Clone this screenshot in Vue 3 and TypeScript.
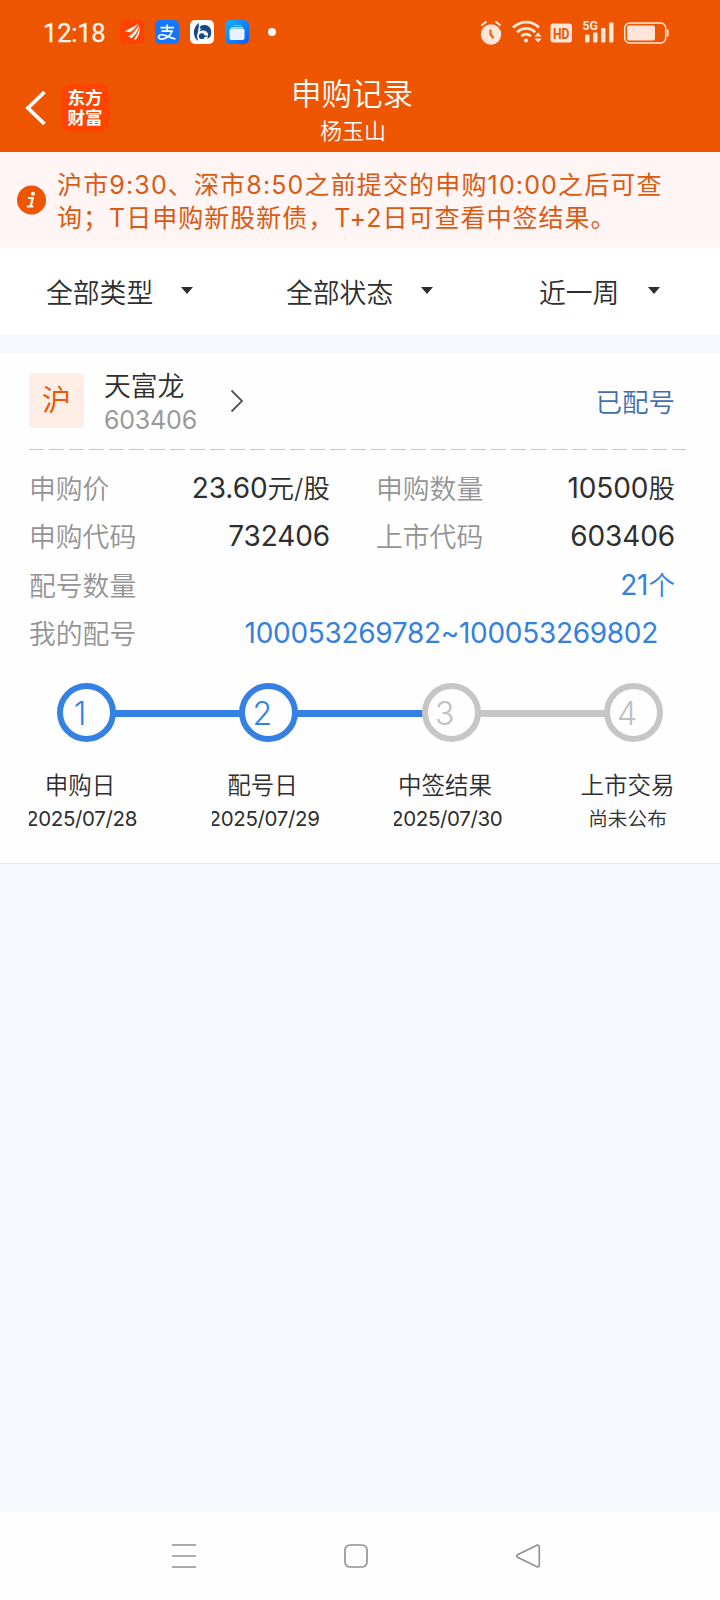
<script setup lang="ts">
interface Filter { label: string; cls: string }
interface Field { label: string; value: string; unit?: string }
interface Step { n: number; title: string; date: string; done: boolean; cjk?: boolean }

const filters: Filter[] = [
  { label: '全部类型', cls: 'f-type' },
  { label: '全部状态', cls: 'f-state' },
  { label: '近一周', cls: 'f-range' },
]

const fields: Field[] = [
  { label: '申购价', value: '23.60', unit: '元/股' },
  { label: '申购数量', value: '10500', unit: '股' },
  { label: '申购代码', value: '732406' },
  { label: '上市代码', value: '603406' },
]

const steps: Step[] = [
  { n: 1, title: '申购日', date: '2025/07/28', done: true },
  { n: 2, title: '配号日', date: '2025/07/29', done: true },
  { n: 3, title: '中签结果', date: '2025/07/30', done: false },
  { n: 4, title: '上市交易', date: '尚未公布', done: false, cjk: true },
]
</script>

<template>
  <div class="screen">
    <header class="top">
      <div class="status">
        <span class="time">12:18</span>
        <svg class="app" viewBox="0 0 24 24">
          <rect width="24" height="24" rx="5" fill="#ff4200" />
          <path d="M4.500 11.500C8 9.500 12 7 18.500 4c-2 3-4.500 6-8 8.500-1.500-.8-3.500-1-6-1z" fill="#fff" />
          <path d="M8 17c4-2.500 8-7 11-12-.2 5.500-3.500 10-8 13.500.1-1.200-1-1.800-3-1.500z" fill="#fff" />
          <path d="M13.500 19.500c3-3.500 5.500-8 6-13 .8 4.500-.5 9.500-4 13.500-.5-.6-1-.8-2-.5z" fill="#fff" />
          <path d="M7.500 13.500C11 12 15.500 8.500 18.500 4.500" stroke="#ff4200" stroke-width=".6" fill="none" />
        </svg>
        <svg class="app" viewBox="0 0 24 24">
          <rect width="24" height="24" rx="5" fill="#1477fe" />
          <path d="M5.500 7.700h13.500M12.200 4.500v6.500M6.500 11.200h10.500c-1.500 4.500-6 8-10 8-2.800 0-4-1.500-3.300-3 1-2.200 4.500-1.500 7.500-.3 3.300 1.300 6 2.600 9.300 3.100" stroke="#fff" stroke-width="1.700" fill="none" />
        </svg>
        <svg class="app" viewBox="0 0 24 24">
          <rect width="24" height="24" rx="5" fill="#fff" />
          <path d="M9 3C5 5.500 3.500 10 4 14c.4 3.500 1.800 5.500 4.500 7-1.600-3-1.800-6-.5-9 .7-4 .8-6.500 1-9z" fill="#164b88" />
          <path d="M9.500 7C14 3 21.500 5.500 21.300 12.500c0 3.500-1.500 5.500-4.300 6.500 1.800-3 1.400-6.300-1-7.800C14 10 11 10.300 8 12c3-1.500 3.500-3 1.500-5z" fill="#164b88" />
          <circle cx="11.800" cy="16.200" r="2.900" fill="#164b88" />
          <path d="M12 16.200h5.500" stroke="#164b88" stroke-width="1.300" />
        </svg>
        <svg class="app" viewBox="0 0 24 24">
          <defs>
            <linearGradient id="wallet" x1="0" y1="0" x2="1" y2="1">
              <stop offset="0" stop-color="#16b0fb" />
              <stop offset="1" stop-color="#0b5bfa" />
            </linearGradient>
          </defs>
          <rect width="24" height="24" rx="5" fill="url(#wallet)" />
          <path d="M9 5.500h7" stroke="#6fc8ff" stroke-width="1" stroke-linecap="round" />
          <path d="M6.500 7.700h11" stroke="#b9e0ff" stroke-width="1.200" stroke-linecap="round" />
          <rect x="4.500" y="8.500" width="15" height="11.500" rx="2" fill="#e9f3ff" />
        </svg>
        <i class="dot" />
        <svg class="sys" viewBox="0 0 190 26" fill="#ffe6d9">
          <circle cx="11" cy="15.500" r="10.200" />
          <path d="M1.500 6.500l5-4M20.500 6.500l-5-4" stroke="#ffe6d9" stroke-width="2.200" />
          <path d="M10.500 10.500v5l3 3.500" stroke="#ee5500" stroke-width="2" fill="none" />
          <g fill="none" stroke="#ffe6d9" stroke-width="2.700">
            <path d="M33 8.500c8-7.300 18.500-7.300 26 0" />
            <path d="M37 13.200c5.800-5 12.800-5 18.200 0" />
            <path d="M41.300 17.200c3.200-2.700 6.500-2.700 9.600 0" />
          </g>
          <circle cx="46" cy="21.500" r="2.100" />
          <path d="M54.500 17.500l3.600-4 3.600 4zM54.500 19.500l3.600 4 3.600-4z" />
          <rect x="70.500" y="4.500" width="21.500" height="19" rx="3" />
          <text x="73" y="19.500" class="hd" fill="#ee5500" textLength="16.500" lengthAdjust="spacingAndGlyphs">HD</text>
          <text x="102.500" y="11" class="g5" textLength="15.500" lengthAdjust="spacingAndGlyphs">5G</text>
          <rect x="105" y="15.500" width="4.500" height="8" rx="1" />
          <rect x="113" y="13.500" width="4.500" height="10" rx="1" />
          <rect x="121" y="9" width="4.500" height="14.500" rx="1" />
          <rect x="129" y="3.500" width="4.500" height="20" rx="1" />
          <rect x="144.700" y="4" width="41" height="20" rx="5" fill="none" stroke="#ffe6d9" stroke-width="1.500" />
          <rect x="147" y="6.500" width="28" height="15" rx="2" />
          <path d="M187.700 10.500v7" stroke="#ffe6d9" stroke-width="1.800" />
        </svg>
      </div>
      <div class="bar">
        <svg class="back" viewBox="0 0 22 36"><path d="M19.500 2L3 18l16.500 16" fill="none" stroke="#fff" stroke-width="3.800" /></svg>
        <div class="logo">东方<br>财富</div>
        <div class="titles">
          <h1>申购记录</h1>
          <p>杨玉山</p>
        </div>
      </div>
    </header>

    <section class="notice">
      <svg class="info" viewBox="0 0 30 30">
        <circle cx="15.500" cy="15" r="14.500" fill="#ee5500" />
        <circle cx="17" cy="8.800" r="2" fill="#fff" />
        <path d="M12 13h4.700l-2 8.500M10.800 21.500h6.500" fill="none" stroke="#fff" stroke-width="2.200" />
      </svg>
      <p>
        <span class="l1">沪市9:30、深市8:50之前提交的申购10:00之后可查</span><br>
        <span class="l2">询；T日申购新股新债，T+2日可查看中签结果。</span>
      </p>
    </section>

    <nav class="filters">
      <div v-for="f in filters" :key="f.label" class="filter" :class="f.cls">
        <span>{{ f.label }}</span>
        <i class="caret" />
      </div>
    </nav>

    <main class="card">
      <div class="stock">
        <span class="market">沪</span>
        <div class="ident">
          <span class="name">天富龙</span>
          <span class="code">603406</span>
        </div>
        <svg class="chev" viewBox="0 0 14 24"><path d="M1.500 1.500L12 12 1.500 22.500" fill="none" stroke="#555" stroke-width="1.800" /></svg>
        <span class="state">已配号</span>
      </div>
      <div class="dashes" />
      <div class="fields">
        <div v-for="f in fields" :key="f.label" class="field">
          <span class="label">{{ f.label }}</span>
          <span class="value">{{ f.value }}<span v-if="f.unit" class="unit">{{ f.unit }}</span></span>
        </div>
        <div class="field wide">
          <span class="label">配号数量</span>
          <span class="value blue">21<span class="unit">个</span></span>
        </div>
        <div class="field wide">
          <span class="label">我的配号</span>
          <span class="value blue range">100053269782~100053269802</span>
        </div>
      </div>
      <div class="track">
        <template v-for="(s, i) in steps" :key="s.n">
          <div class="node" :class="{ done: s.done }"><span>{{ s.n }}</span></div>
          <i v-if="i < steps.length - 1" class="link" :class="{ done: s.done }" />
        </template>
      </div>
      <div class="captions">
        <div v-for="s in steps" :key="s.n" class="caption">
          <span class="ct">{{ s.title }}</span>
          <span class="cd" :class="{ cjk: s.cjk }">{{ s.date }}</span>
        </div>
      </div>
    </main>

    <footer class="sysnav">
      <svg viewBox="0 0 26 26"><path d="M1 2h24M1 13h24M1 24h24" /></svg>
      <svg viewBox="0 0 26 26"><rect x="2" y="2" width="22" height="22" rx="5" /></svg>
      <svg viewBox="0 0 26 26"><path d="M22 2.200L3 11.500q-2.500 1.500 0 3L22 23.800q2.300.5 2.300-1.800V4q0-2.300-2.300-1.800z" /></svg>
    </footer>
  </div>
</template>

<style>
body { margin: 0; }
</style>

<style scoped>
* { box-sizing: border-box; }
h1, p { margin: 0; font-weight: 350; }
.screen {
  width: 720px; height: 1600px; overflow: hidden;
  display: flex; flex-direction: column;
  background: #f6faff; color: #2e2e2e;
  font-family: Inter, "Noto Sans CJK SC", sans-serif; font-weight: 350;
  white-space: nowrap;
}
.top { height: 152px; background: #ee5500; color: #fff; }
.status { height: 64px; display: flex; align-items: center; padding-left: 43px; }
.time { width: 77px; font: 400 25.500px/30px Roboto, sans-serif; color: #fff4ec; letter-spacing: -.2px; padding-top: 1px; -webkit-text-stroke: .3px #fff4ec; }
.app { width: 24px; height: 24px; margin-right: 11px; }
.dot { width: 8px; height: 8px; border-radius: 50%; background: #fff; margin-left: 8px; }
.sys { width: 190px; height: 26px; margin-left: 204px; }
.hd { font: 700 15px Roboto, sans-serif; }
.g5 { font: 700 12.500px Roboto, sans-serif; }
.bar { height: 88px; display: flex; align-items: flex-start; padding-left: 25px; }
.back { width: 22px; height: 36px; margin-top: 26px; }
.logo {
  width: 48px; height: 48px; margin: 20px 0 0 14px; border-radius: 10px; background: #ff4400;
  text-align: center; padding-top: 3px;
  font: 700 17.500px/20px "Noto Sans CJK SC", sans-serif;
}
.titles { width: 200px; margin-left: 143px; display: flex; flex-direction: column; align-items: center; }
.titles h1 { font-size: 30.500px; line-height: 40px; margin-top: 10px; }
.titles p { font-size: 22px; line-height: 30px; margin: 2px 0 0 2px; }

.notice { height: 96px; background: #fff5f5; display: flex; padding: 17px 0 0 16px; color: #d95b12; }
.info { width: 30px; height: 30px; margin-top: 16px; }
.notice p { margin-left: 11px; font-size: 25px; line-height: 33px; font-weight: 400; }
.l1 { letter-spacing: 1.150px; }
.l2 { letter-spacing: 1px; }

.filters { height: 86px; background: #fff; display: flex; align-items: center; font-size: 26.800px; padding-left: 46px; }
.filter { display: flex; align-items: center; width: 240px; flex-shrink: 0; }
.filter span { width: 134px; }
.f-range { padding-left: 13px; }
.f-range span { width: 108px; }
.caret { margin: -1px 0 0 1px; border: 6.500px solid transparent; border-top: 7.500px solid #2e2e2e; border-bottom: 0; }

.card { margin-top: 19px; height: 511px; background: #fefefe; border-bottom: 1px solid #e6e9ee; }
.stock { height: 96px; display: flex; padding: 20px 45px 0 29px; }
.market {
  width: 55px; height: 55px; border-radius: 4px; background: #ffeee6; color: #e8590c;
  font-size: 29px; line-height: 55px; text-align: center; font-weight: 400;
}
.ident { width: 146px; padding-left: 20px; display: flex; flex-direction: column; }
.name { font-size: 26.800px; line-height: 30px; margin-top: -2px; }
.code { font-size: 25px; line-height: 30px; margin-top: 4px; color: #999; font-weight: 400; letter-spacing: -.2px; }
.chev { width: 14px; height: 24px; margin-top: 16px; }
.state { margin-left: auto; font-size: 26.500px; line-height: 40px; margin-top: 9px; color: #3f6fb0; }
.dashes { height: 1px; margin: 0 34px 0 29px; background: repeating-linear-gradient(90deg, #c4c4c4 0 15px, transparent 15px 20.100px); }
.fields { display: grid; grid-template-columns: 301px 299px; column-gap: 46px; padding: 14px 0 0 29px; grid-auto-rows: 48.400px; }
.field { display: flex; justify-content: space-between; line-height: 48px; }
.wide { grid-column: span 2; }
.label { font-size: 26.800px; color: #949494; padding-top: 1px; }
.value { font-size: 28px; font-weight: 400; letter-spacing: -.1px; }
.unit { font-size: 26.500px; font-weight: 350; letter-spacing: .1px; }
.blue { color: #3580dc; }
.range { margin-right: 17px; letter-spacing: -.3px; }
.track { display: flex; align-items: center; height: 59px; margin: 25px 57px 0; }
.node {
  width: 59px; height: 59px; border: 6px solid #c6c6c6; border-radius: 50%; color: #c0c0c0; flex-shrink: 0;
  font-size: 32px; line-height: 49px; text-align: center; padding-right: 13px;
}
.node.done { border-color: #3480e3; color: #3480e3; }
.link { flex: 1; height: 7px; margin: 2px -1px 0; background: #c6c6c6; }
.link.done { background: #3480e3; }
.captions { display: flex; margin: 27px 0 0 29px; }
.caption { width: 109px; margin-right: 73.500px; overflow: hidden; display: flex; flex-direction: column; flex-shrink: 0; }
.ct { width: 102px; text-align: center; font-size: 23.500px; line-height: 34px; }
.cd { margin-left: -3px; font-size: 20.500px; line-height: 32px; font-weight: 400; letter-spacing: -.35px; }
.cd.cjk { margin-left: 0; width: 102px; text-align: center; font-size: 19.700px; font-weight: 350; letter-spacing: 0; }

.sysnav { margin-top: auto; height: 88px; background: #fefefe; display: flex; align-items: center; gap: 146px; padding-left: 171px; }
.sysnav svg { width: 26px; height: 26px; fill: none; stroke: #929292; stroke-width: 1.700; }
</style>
+ + + + +
Pictures excluded, repeat exactly the lines from the top of the material through the line with "number; title: string;", including both of those lines.

Clone this screenshot in Vue 3 and TypeScript.
<script setup lang="ts">
interface Filter { label: string; cls: string }
interface Field { label: string; value: string; unit?: string }
interface Step { n: number; title: string; date: string; done: boolean; cjk?: boolean }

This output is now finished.